Mobile first celebrated Carnival in 1703 when French settlers began the festivities at the Old Mobile Site.[10] Mobile's first Carnival society was organized in 1704, when Nicholas Langlois founded Société de Saint Louis. In 1711 it was renamed the Boeuf Gras Society (Fatted Ox Society) (1711–1861). In 1830 Mobile's Cowbellion de Rakin Society was the first formally organized and masked mystic society in the United States to celebrate with a parade. The Cowbellions got their start when Michael Krafft, a cotton factor from Pennsylvania, began a parade with participants' carrying rakes, hoes, and cowbells. The "Cowbellions" introduced horse-drawn floats to the parades in 1840 with a parade entitled, "Heathen Gods and Goddesses". The Striker's Independent Society was formed in 1843. It is the oldest surviving mystic society or krewe in the United States.

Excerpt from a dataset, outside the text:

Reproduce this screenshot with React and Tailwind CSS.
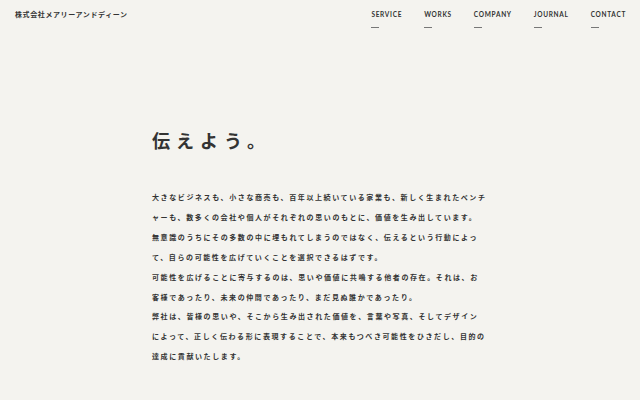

King Felix III and the queen of the Mobile Carnival Association aboard the MCA crown float on Royal Street during the 2010 season
In 1856 six businessmen, formerly of Mobile, gathered at a club room in New Orlean's French Quarter to organize a secret society to observe Mardi Gras with a formal parade. They founded New Orleans' first and oldest krewe, the Mistick Krewe of Comus. Carnival celebrations in Mobile were cancelled during the American Civil War. In 1866 Joe Cain revived the Mardi Gras parades by portraying a fictional Chickasaw chief named Slacabamorinico while parading in costume through the city streets on Fat Tuesday. He celebrated the day in front of Union Army occupation troops. The Order of Myths, Mobile's oldest mystic society that continues to parade, was founded in 1867 and held its first parade on Mardi Gras night in 1868. The Infant Mystics also began to parade on Mardi Gras night in 1868, but later moved their parade to Lundi Gras.

Blow House in the Order of Athena parade down Royal Street during the 2010 season
The Mobile Carnival Association was formed in 1871 to coordinate the events of Mardi Gras. That year was also the occasion of the First Royal Court at which was crowned the first king of Carnival, Emperor Felix I. The Comic Cowboys of Wragg Swamp were established in 1884, along with their mission of satire and free expression. The Continental Mystic Crew mystic society was founded in 1890; it was Mobile's first Jewish mystic society] In 1894 the Order of Doves mystic society was founded and held its first Mardi Gras ball. It was the first African-American mystic society in Mobile. In 1929 the Infant Mystics, the second oldest society that continues to parade, introduced the first electric floats to Mobile. In 1939 the Colored Carnival Association was founded and had its first parade; it was later renamed the Mobile Area Mardi Gras Association. In 1980 the Order of Osiris, the oldest surviving gay and lesbian mystic society in Mobile, held its first ball. In 1995 the 1st Mobile International Carnival Ball was held, with every known Mobile mystic society in attendance. In 2002, Mobile celebrated its Tricentennial with parades representing every known mystic society. A documentary film, The Order of Myths, was released in 2008 with a focus on Mardi Gras celebrations and how race and class influences many aspects of Mardi Gras in the city, including the mystic societies. According statistics from the Alabama Tourism Department, Mobile Mardi Gras is the most-attended annual event in the state. The event attracted more than 800,000 people in 2010 and more than one million in 2011.